Jamie McKie and his brother Evan are twins...and yet they are not. Evan was born before midnight on Wednesday; Jamie was born after midnight on Thursday. In Irish culture in the late 1700's, the firstborn is given the father's land and money when the father is gone. But this family is destined to be different. After the prophecy from the Almighty, "The older will serve the younger," the boys' mother makes sure that this happens, through deceiving her blind husband into thinking that Jamie is his hairier and stouter brother Evan. When Evan threatens to kills Jamie, Jamie goes to Auchengray at his mother's wishes to a make a bride from one of his two cousins, Leana and Rose. While the journey to Auchengray is trying, his stay with his family is even more so, and Jamie must learn what real love is before his whole life is ruined.

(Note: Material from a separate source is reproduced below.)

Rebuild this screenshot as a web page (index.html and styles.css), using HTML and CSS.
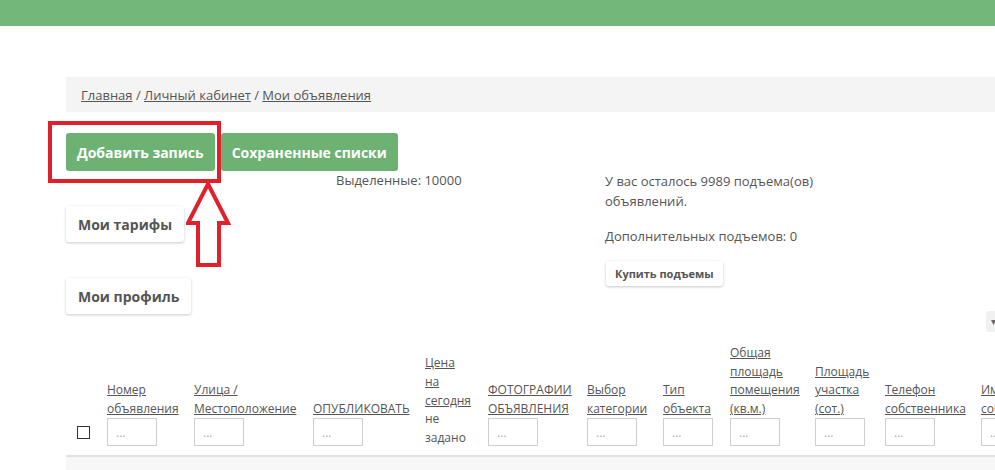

To anyone who has read the story of Jacob and Rachel in the Bible, this is a familiar story. To me, it was like looking at the back of my hand - at least, for the first seventy-five pages or so. Up until that point the story is almost exactly like the Bible story, only, of course, in a different setting and era. But as soon as Jamie arrives at Auchengray, I was at a loss to what would happen. The Bible story is written without the many details of your average love story; it gives only the details needed, those that are important. However, to create a whole novel based on this story, Liz Curtis Higgs had to add things. Some may have been true, and some may not have been. However, Higgs fills her story with her own bright and lovely characters, a few of her own twists and turns, and and ending that you'll never forget, and one that will make you go wild to get the second one in your hands.
For one thing, this story very plainly shows deep and thoroughly felt emotions. Jamie, Leana, and Rose are all wronged in the story, creating strife, anger, love, jealousy, and ravaging terror. As you read it your emotions will change with the emotions of the character you are reading about at the moment; and then, when time comes to change perspective, you will feel exactly what that character is feeling. Your view of the story will change multiple times; you will suddenly think completely differently about things that you once believed to be true; your eyes will be opened and all you will be able to do is keep reading.
Liz Curtis Higgs is very learned in Irish culture and is also very skilled with her pen. Lord knows how she was able to create such an intricate story of deceit and love and forgiveness while still keeping as close to the Bible story as possible, and giving the character more life than many authors ever dream of. As I stand thoroughly impressed, I highly recommend this hearty story of a braw lad and two of the bonniest lasses in Ireland.
(This book is an older romance novel; recommended for adults. Several scenes involve a couple's marriage bed and certain difficulties with this that have arisen from another character's deceitfulness. While these scenes are not, in a sense, explicit, they are at the very least very sensual.)